The fusion of monetary and fiscal policy has seen a swing from reflation to stagflation, which is “something that we haven’t seen for the better part of 40 to 50 years,” he said.
Move to regionalisation
Policy coordination across the globe has shifted to policy divergence, and globalisation has shifted to regionalisation, he said.
In past decades, outsourcing shared the benefits of globalisation in the form of low goods inflation, which has contributed to “a disinflationary-type environment for the better part of the last 40 years” but this has now changed, Lele said.
“Of course technology remains a disinflationary driver, but there’s even questions around the degree to which it will remain disinflationary when we’re seeing a world that’s becoming increasingly regionalised and export controls are being put up on the IP behind technology,” Lele said.
Portfolios built to benefit from this paradigm will suffer in an inflationary environment or an environment of weaker growth, he said, and also face a much worse ratio of return to risk.
Market participants will also not be able to rely on the negative correlation between equities and bonds, he said. “From a strategic perspective, diversification has never been more important but never been more difficult to achieve.”
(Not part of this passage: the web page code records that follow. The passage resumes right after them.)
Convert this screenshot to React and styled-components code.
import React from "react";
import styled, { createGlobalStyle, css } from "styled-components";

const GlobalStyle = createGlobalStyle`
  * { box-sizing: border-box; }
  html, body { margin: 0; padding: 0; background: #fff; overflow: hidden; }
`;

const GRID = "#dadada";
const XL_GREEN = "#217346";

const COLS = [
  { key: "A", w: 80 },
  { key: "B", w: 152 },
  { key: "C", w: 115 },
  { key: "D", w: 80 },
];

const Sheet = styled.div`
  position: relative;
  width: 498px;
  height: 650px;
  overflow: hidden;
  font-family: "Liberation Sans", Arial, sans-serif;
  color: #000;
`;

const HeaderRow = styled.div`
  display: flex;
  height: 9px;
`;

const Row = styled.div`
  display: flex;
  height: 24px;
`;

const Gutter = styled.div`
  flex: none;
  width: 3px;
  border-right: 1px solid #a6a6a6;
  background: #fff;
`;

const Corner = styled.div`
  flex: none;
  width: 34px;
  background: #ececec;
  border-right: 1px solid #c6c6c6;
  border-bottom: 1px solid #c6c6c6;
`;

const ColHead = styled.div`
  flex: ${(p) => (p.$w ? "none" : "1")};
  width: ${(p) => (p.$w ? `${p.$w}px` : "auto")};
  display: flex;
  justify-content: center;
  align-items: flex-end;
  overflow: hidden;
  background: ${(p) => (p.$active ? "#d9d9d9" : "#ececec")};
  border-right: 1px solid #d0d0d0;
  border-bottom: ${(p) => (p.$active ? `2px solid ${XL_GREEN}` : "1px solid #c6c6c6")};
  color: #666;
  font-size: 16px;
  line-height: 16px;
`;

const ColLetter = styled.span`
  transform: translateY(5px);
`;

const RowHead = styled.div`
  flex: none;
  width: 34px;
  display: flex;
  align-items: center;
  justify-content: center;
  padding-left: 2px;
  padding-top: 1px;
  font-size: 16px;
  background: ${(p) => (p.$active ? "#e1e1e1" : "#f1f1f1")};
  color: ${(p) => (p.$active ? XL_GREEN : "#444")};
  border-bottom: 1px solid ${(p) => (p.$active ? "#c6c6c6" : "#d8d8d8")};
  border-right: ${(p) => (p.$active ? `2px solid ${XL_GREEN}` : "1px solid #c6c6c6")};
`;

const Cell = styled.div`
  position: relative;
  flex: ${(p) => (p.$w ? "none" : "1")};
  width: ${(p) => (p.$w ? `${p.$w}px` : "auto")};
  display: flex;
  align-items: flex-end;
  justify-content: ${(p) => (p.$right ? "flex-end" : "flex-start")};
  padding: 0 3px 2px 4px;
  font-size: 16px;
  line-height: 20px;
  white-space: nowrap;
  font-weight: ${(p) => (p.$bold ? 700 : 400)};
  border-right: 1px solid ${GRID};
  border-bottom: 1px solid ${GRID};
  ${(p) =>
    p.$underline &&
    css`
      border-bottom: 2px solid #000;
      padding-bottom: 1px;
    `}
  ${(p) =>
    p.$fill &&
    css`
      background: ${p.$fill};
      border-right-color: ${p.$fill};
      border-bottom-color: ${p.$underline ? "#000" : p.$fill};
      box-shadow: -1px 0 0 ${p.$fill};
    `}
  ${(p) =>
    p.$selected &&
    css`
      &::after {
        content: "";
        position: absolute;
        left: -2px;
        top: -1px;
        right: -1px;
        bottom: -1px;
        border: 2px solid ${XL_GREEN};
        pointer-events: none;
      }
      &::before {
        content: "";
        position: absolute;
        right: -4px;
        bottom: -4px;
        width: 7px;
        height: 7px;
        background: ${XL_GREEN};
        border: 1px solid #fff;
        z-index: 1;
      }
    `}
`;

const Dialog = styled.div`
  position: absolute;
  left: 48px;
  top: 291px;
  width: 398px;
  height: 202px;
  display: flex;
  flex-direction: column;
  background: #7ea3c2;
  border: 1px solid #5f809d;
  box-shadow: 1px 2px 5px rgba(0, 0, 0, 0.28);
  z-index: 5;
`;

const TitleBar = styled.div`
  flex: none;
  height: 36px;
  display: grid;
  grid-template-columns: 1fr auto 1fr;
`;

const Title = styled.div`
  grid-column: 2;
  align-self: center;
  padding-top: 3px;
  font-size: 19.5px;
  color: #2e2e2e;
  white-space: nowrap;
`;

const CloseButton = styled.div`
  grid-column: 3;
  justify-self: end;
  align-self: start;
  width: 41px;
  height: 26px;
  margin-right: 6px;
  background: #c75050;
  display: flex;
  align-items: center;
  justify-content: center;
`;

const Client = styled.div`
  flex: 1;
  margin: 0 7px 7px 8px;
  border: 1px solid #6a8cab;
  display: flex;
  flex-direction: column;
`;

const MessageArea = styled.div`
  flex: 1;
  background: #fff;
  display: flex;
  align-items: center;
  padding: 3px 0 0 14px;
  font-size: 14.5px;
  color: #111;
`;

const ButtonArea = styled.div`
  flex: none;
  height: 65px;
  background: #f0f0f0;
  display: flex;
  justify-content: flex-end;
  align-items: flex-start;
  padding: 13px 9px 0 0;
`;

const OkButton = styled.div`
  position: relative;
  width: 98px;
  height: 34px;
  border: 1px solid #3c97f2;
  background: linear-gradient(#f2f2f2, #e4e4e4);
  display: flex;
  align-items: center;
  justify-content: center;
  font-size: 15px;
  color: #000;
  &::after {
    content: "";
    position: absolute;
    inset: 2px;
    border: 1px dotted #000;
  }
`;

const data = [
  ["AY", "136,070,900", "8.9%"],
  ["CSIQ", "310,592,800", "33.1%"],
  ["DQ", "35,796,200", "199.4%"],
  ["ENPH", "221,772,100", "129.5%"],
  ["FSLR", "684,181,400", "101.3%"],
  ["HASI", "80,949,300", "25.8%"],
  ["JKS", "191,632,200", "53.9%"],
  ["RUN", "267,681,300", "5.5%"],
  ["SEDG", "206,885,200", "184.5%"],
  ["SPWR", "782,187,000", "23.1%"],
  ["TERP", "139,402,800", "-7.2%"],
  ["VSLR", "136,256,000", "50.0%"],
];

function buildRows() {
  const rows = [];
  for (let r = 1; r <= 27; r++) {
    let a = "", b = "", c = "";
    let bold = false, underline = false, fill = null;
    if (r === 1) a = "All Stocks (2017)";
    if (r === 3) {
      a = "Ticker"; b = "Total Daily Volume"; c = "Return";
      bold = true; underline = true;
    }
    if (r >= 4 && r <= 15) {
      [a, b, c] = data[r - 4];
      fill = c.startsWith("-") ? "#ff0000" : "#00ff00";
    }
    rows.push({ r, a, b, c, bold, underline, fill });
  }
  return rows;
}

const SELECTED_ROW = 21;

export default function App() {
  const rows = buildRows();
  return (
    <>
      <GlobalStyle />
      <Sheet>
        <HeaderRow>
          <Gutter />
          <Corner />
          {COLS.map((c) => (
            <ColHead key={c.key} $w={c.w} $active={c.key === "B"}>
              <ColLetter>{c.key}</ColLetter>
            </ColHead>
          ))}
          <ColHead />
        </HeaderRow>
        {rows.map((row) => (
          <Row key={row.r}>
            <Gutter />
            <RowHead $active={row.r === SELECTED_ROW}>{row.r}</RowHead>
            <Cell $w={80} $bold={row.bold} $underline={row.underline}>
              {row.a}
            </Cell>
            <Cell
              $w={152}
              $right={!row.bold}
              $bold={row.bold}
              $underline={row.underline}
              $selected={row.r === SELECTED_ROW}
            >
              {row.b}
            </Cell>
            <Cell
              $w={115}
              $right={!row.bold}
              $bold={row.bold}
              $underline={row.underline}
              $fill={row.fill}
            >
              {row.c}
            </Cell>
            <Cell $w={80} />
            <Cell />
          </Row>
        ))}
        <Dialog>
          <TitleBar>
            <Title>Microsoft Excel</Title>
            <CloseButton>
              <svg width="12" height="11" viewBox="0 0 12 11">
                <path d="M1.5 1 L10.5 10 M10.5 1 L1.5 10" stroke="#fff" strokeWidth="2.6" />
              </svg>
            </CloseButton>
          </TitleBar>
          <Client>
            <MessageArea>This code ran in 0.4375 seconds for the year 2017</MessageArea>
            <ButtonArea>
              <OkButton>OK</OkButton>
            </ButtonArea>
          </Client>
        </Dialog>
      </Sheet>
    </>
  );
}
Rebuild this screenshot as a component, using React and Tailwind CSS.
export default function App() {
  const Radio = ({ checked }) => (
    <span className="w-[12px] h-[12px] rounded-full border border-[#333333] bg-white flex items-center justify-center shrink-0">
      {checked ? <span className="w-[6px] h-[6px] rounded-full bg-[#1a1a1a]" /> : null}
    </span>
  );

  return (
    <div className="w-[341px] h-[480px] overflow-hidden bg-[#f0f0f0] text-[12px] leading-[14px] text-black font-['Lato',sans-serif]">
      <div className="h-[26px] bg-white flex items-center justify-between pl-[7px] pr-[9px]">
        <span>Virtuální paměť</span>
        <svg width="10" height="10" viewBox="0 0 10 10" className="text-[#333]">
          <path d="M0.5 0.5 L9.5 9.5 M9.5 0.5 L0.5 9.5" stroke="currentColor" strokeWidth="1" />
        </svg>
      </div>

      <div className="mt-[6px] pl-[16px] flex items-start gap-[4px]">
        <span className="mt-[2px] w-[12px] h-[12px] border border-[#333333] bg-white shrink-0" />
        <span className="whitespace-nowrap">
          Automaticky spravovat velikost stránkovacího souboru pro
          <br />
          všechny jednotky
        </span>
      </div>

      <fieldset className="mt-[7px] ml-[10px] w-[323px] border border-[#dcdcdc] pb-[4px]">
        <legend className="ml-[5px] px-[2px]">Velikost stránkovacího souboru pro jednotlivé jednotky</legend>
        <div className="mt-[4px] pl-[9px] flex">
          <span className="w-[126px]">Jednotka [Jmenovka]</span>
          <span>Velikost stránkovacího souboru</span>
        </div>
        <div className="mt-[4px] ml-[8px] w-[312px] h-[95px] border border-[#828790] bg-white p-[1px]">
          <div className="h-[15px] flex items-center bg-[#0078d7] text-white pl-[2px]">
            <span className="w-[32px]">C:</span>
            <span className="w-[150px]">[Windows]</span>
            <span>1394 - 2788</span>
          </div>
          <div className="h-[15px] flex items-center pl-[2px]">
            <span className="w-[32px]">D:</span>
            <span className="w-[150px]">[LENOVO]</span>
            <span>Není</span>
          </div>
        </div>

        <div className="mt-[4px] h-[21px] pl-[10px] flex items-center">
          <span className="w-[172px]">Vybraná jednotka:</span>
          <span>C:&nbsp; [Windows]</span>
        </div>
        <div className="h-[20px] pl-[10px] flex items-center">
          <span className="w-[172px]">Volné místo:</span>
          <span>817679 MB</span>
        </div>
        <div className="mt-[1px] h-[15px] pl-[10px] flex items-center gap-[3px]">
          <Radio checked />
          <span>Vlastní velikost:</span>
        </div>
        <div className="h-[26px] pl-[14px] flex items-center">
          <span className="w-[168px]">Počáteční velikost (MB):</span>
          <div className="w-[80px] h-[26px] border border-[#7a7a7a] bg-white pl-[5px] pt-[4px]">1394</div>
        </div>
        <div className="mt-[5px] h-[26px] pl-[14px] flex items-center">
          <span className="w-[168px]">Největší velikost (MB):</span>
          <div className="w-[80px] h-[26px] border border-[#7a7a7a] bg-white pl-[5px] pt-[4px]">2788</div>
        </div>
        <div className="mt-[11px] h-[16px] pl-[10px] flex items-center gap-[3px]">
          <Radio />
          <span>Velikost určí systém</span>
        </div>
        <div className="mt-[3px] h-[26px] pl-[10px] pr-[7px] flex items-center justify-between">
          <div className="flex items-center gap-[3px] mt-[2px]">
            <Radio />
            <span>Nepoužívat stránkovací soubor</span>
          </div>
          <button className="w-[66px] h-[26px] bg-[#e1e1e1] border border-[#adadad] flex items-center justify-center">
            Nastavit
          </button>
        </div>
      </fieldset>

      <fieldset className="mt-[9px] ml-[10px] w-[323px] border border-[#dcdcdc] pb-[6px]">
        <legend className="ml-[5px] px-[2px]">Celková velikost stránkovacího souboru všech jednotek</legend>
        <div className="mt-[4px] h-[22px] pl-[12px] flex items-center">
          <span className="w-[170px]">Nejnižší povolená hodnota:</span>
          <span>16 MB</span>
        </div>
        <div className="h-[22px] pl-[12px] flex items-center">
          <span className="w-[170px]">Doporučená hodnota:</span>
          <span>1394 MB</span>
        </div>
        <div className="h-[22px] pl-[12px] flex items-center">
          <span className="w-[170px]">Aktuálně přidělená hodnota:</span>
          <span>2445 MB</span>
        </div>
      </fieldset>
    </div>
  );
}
Build resilient portfolios
With climate transition risk compounding the factors Lele outlined, Leanne Taylor, head of portfolio strategy and asset allocation at Victorian Funds Management Corporation (VFMC), said it is critical to build resilience in portfolios to account for a wider distribution of potential outcomes.
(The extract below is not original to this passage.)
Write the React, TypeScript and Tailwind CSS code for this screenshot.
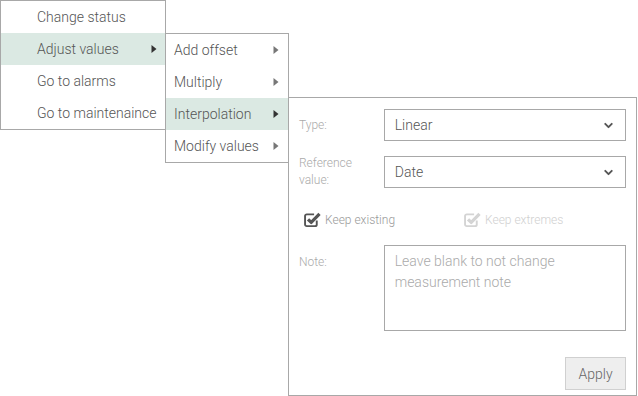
import { ChevronDown } from 'lucide-react';

const font = { fontFamily: 'Roboto, "Noto Sans", sans-serif' };

function Arrow({ dark }: { dark?: boolean }) {
  return (
    <svg width="6" height="10" viewBox="0 0 6 10" className={dark ? 'text-[#333]' : 'text-[#777]'}>
      <path d="M0.5 1 L5.5 5 L0.5 9 Z" fill="currentColor" />
    </svg>
  );
}

function CheckIcon({ disabled }: { disabled?: boolean }) {
  const c = disabled ? '#d4d4d4' : '#555';
  return (
    <svg width="17" height="17" viewBox="0 0 16 16">
      <path
        d="M12 9 V12.6 A1.6 1.6 0 0 1 10.4 14.2 H2.6 A1.6 1.6 0 0 1 1 12.6 V4.8 A1.6 1.6 0 0 1 2.6 3.2 H9.5"
        fill="none"
        stroke={c}
        strokeWidth="1.8"
      />
      <path d="M3.8 7.8 L6.8 10.8 L14.6 2.8" fill="none" stroke={c} strokeWidth="3" strokeLinejoin="round" />
    </svg>
  );
}

function Select({ value }: { value: string }) {
  return (
    <div className="flex h-8 w-[243px] items-center justify-between border border-[#a8a8a8] bg-white pl-[10px] pr-[10px] text-sm text-[#555]">
      <span>{value}</span>
      <ChevronDown size={13} strokeWidth={3.5} className="text-[#555]" />
    </div>
  );
}

const mainItems = ['Change status', 'Adjust values', 'Go to alarms', 'Go to maintenaince'];
const subItems = ['Add offset', 'Multiply', 'Interpolation', 'Modify values'];

export default function App() {
  return (
    <div className="relative h-[396px] w-[638px] overflow-hidden bg-white font-light" style={font}>
      {/* first level menu */}
      <div className="absolute left-0 top-0 w-[166px] border border-[#a8a8a8] bg-white">
        {mainItems.map((item, i) => (
          <div
            key={item}
            className={`flex h-8 items-center justify-between whitespace-nowrap pl-9 pr-[8px] text-sm text-[#555] ${i === 1 ? 'bg-[#dbe9e3]' : ''}`}
          >
            <span>{item}</span>
            {i === 1 && <Arrow dark />}
          </div>
        ))}
      </div>

      {/* second level menu */}
      <div className="absolute left-[165px] top-[33px] w-[124px] border border-[#a8a8a8] bg-white">
        {subItems.map((item, i) => (
          <div
            key={item}
            className={`flex h-8 items-center justify-between whitespace-nowrap pl-2 pr-[9px] text-sm text-[#555] ${i === 2 ? 'bg-[#dbe9e3]' : ''}`}
          >
            <span>{item}</span>
            <Arrow dark={i === 2} />
          </div>
        ))}
      </div>

      {/* interpolation panel */}
      <div className="absolute left-[288px] top-[97px] flex h-[299px] w-[349px] flex-col border border-[#a8a8a8] bg-white px-[10px] pt-[11px] pb-[5px]">
        <div className="flex items-center">
          <div className="w-[85px] text-xs text-[#aaa]">Type:</div>
          <Select value="Linear" />
        </div>
        <div className="mt-[14px] flex items-center">
          <div className="w-[85px] text-xs leading-[17px] text-[#aaa]">
            Reference
            <br />
            value:
          </div>
          <Select value="Date" />
        </div>
        <div className="mt-[22px] flex items-center text-xs">
          <div className="flex w-[165px] items-center gap-[4px] pl-[5px] text-[#999]">
            <CheckIcon />
            <span>Keep existing</span>
          </div>
          <div className="flex items-center gap-[4px] text-[#d0d0d0]">
            <CheckIcon disabled />
            <span>Keep extremes</span>
          </div>
        </div>
        <div className="mt-[17px] flex items-start">
          <div className="w-[85px] pt-[9px] text-xs text-[#aaa]">Note:</div>
          <div className="h-[86px] w-[243px] border border-[#a8a8a8] px-[10px] pt-[5px] text-sm leading-[21px] text-[#aaa]">
            Leave blank to not change measurement note
          </div>
        </div>
        <div className="mt-auto flex justify-end">
          <button className="h-[33px] w-[61px] border border-[#d0d0d0] bg-[#eeeeee] text-sm text-[#666]">
            Apply
          </button>
        </div>
      </div>
    </div>
  );
}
Inflation ballast is important, and VFMC has a “reasonable allocation to unlisted and real assets in the portfolio”, but there is a limit these can be utilised due to liquidity management and the fund’s liquidity needs.
So is stress testing for different alternative environments, and “not just inflation resilience, but that’s also resilience to other shocks that we may see whether it’s a real rate shock or a supply side shock”, she said.
Also on the panel was Alicia Gregory, deputy chief investment officer, private markets at the Future Fund. Gregory described how, about a year ago, the Future Fund took a high conviction position on inflation being a longer-term investment theme.
Some examples of measures to protect the portfolio against inflation involved taking a stake in Telstra’s mobile tower business, in part due to the telco’s inflation-linked contracts over long periods of time and seeking out “the number ones in everything you went for”.
“That dispersion between the number one and the number two, three or four in any industry… wasn’t that wide,” Gregory said. “We do think number one in an industry will have some protection in an inflationary environment [but] it depends on the structure of the industry.”
Investors can build a strong portfolio if it were possible to know inflation would run at three to four per cent for a few years, but the challenge will come with volatility in inflation numbers, she said.
“What do you do with that dynamic asset allocation becomes really, really important,” Gregory said. “Just having a strategic asset allocation, sticking to that and running a portfolio within asset classes could be pretty dangerous, we think, in this type of environment.”